In the ten years since former President George W. Bush signed the Prison Rape Elimination Act (PREA) into law, surveys continue to show thousands of inmate-on-inmate assaults and staff-on-inmate contact around the country.

“Sexual violence against inmates is cruel and unusual punishment,” Allen says.

He points to some unsavory national statistics. In 2011-12, an estimated 4 percent of prison inmates and 3 percent of jail inmates in the US reported experiencing sexual victimization. Three years before that, Torrance and Bernalillo Counties topped the national charts with the highest percentage of inmates reporting assault.

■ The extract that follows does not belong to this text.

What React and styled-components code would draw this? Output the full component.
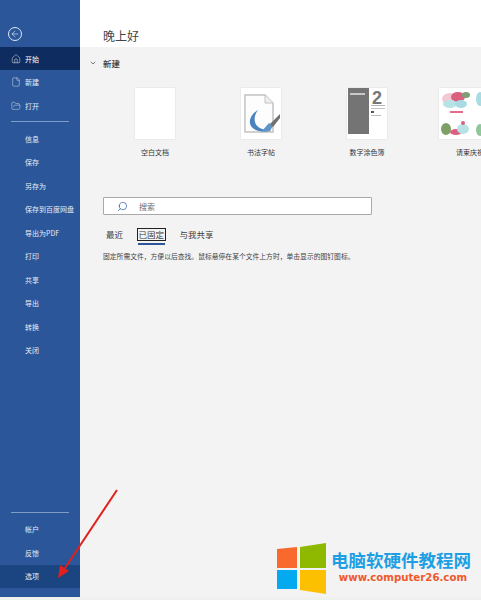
import React from 'react';
import styled, { createGlobalStyle } from 'styled-components';
import { ArrowLeft, ChevronDown, File, FolderOpen, House, Search } from 'lucide-react';

const GlobalStyle = createGlobalStyle`
    html, body {
        margin: 0;
        padding: 0;
        background: #f3f3f3;
    }
    body {
        font-family: "Noto Sans CJK SC", "Noto Sans", sans-serif;
    }
`;

const Page = styled.div`
    position: relative;
    display: flex;
    box-sizing: border-box;
    width: 481px;
    height: 600px;
    overflow: hidden;
    background: #f3f3f3;
    border-bottom: 3px solid #eef1ee;
`;

const Sidebar = styled.nav`
    display: flex;
    flex-direction: column;
    flex: none;
    box-sizing: border-box;
    width: 80px;
    padding-bottom: 9px;
    background: #2b579a;
    color: #e6ecf5;
`;

const BackButton = styled.div`
    display: flex;
    align-items: center;
    justify-content: center;
    flex: none;
    box-sizing: border-box;
    width: 14px;
    height: 14px;
    margin: 27px 0 6px 8px;
    border: 1px solid #dfe7f2;
    border-radius: 50%;
`;

const NavItem = styled.div`
    display: flex;
    align-items: center;
    gap: 4px;
    flex: none;
    height: 23.45px;
    padding-left: ${p => (p.$icon ? '11px' : '25px')};
    font-size: 7px;
    white-space: nowrap;
    background: ${p => (p.$active ? '#0e2c5f' : p.$hover ? '#1a4580' : 'transparent')};
    color: ${p => (p.$active ? '#ffffff' : '#e6ecf5')};
`;

const NavDivider = styled.div`
    flex: none;
    height: 1px;
    margin: 4px 11px 5px;
    background: #7f9cc7;
`;

const Spacer = styled.div`
    flex: 1;
`;

const Main = styled.main`
    flex: 1;
    min-width: 0;
`;

const Header = styled.header`
    display: flex;
    align-items: center;
    box-sizing: border-box;
    height: 47px;
    padding: 23px 0 0 23px;
    background: #ffffff;
    color: #444444;
    font-size: 12px;
`;

const SectionTitle = styled.div`
    display: flex;
    align-items: center;
    gap: 6px;
    height: 16px;
    margin: 8px 0 0 9px;
    font-size: 8.5px;
    font-weight: 500;
    color: #3a3a3a;
`;

const Templates = styled.div`
    display: flex;
    margin: 17px 0 0 55px;
`;

const Template = styled.div`
    flex: none;
    margin-right: ${p => p.$gap}px;
    width: 40px;
`;

const Thumb = styled.div`
    display: flex;
    width: ${p => p.$width || 40}px;
    height: 51px;
    background: #ffffff;
    box-shadow: 0 0 1px rgba(0, 0, 0, 0.2);
`;

const Caption = styled.div`
    width: ${p => p.$width || 40}px;
    margin-top: 8px;
    font-size: 7px;
    line-height: 10px;
    color: #333333;
    text-align: center;
    white-space: nowrap;
`;

const SearchBox = styled.div`
    display: flex;
    align-items: center;
    box-sizing: border-box;
    width: 269px;
    height: 18px;
    margin: 40px 0 0 23px;
    padding-left: 13px;
    gap: 11px;
    border: 1px solid #a9a9a9;
    border-radius: 1px;
    background: #ffffff;
    color: #6d6d6d;
    font-size: 8px;
`;

const SearchIcon = styled(Search)`
    transform: scaleX(-1);
    color: #2b579a;
`;

const Tabs = styled.div`
    display: flex;
    align-items: flex-start;
    gap: 11.5px;
    margin: 13px 0 0 24px;
`;

const Tab = styled.div`
    position: relative;
    box-sizing: border-box;
    height: 13px;
    padding: 0 1px;
    font-size: 8.5px;
    line-height: 11px;
    color: #3d3d3d;
    border: 1px solid ${p => (p.$active ? '#222222' : 'transparent')};

    &::after {
        content: '';
        display: ${p => (p.$active ? 'block' : 'none')};
        position: absolute;
        left: 0;
        right: 0;
        bottom: -5px;
        height: 2px;
        background: #2b579a;
    }
`;

const Hint = styled.p`
    margin: 10px 0 0 23px;
    font-size: 6.8px;
    line-height: 10px;
    color: #444444;
    white-space: nowrap;
`;

const RedArrow = styled.svg`
    position: absolute;
    left: 0;
    top: 0;
    pointer-events: none;
`;

const Watermark = styled.div`
    position: absolute;
    left: 277px;
    top: 543px;
    display: flex;
    gap: 6px;
`;

const WatermarkText = styled.div`
    display: flex;
    flex-direction: column;
    align-items: flex-end;
    padding-top: 7px;
    width: 140px;
    margin-left: -1px;
`;

const WatermarkTitle = styled.div`
    font-size: 17.5px;
    line-height: 20px;
    font-weight: 700;
    color: #1f9fe3;
    white-space: nowrap;
`;

const WatermarkUrl = styled.div`
    margin-top: 1px;
    margin-right: 4px;
    font-family: "DejaVu Sans", sans-serif;
    font-size: 10.2px;
    line-height: 14px;
    font-weight: 700;
    color: #f0592b;
    white-space: nowrap;
`;

const topItems = ['信息', '保存', '另存为', '保存到百度网盘', '导出为PDF', '打印', '共享', '导出', '转换', '关闭'];

const CalligraphyIcon = () => (
    <svg width="40" height="51" viewBox="0 0 40 51">
        <path d="M4 7H24L32 15V44H4Z" fill="#fdfdfd" stroke="#c2c2c2" strokeWidth="1.5" />
        <path d="M24 7V15H32" fill="#efefef" stroke="#c2c2c2" />
        <path d="M17 22C10 26 7 33 10 38C13 43 22 45 30 43C23 42 15 40 14 34C13 30 14 26 17 22Z" fill="#4b84bd" />
        <path d="M21 43L28 35L32 38L29 43Z" fill="#5f94c8" />
        <path d="M29 36L39 26V30L32 39Z" fill="#707070" />
    </svg>
);

const ColoringIcon = () => (
    <svg width="40" height="51" viewBox="0 0 40 51">
        <rect x="1" y="0" width="21" height="46" fill="#747474" />
        <rect x="3" y="5" width="15" height="2" fill="#c9c9c9" />
        <text x="25" y="16" fontSize="18" fontWeight="700" fill="#777777" fontFamily="Liberation Sans, sans-serif">2</text>
        <rect x="24" y="17" width="14" height="1" fill="#b5b5b5" />
        <rect x="24" y="20" width="14" height="1" fill="#c5c5c5" />
        <rect x="24" y="23" width="3" height="2" fill="#555555" />
        <rect x="24" y="27" width="10" height="1" fill="#bbbbbb" />
    </svg>
);

const InvitationIcon = () => (
    <svg width="62" height="51" viewBox="0 0 62 51">
        <ellipse cx="11" cy="11" rx="8" ry="6" fill="#f2c9d2" />
        <ellipse cx="19" cy="9" rx="7" ry="5" fill="#d9607f" />
        <ellipse cx="27" cy="7" rx="4" ry="3" fill="#7d9f73" />
        <ellipse cx="11" cy="16" rx="7" ry="4" fill="#b7e2e6" />
        <ellipse cx="22" cy="16" rx="6" ry="4" fill="#a9dbe3" />
        <rect x="11" y="23" width="13" height="2" fill="#e76a8c" />
        <ellipse cx="7" cy="41" rx="5" ry="6" fill="#7f9f66" />
        <ellipse cx="17" cy="44" rx="6" ry="3" fill="#d9607f" />
        <ellipse cx="24" cy="41" rx="6" ry="5" fill="#b7e2e6" />
        <circle cx="24" cy="35" r="2" fill="#d9607f" />
        <ellipse cx="41" cy="11" rx="4" ry="7" fill="#a9dbe3" />
        <ellipse cx="41" cy="42" rx="4" ry="6" fill="#8fc79a" />
    </svg>
);

const WindowsFlag = () => (
    <svg width="49" height="51" viewBox="0 0 49 51">
        <path d="M0 6L20 4V25H0Z" fill="#f9682d" />
        <path d="M23 4L49 0V25H23Z" fill="#8fb800" />
        <path d="M0 27H20V46H0Z" fill="#04a9ef" />
        <path d="M23 27H49V51L23 47Z" fill="#fdc000" />
    </svg>
);

const App = () => (
    <Page>
        <GlobalStyle />
        <Sidebar>
            <BackButton>
                <ArrowLeft size={10} strokeWidth={1.5} />
            </BackButton>
            <NavItem $icon $active><House size={10} strokeWidth={1.1} />开始</NavItem>
            <NavItem $icon><File size={10} strokeWidth={1.1} />新建</NavItem>
            <NavItem $icon><FolderOpen size={10} strokeWidth={1.1} />打开</NavItem>
            <NavDivider />
            {topItems.map(item => <NavItem key={item}>{item}</NavItem>)}
            <Spacer />
            <NavDivider />
            <NavItem>帐户</NavItem>
            <NavItem>反馈</NavItem>
            <NavItem $hover>选项</NavItem>
        </Sidebar>
        <Main>
            <Header>晚上好</Header>
            <SectionTitle><ChevronDown size={8} />新建</SectionTitle>
            <Templates>
                <Template $gap={66}>
                    <Thumb />
                    <Caption>空白文档</Caption>
                </Template>
                <Template $gap={66}>
                    <Thumb><CalligraphyIcon /></Thumb>
                    <Caption>书法字帖</Caption>
                </Template>
                <Template $gap={52}>
                    <Thumb><ColoringIcon /></Thumb>
                    <Caption>数字涂色簿</Caption>
                </Template>
                <Template $gap={0}>
                    <Thumb $width={62}><InvitationIcon /></Thumb>
                    <Caption $width={62}>请柬庆祝</Caption>
                </Template>
            </Templates>
            <SearchBox>
                <SearchIcon size={11} strokeWidth={1.5} />
                搜索
            </SearchBox>
            <Tabs>
                <Tab>最近</Tab>
                <Tab $active>已固定</Tab>
                <Tab>与我共享</Tab>
            </Tabs>
            <Hint>固定所需文件，方便以后查找。鼠标悬停在某个文件上方时，单击显示的图钉图标。</Hint>
        </Main>
        <RedArrow width="481" height="600" viewBox="0 0 481 600">
            <path d="M117 490L63 571" stroke="#e0201c" strokeWidth="2" fill="none" />
            <path d="M58 578L60 565L69 571Z" fill="#e0201c" />
        </RedArrow>
        <Watermark>
            <WindowsFlag />
            <WatermarkText>
                <WatermarkTitle>电脑软硬件教程网</WatermarkTitle>
                <WatermarkUrl>www.computer26.com</WatermarkUrl>
            </WatermarkText>
        </Watermark>
    </Page>
);

export default App;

The New Mexico Corrections Department (NMCD) reported a 21 percent increase in the number of allegations it investigated last year. Close to 35 percent of those claims were made by female inmates at the New Mexico Women’s Correctional Facility in Grants.

Convicts with mental illnesses and juvenile offenders also have higher instances of reported assault behind bars than other inmates.

To curb the problem inside adult prisons, NMCD says it has implemented a zero tolerance policy, rolled out specialized staff training and set up both evidence collection and preservation procedures.

At the Santa Fe County Adult Detention Center, where 3.5 percent of inmates surveyed by the bureau in 2011-12 claim they were victimized, jailers say they’ve put up posters aimed at reducing the numbers of assaults and given inmates access to a confidential toll-free reporting service.

Public Safety Department Director Pablo Sedillo tells SFR that, “only three inmates made a sex-related allegation last year,” and none of those claim were proven by investigators.

State PREA coordinator Shannon McReynolds, who is also NMCD’s inspector general, tells SFR the department has scheduled compliance audits at five facilities around the state this year. But the US Department of Justice has less than three-dozen trained and certified auditors to check on 3,400 facilities.

Anticipating the shortage, Sen. Sander Rue, R-Bernalillo, introduced a senate bill earlier this year that would provide $350,000 to the state attorney general’s office to hire a full time auditor, but the measure was later withdrawn. He plans to reintroduce it in 2014.

Still, 95 percent of prisoners return to society after serving their sentences, “We don’t want them coming out more damaged than when they went in,” Rue says.

While Rue and state officials look for PREA grant money, NMCD Secretary Gregg Marcantel says his department is “committed to raising the bar in prison operations.”

Marcantel writes in an annual assessment on the department’s progress addressing sexual abuse that he believes the increase in the reported number of assaults may be attributed to training programs that encourage reporting, and to inmates who are seeking monetary rewards from civil lawsuits.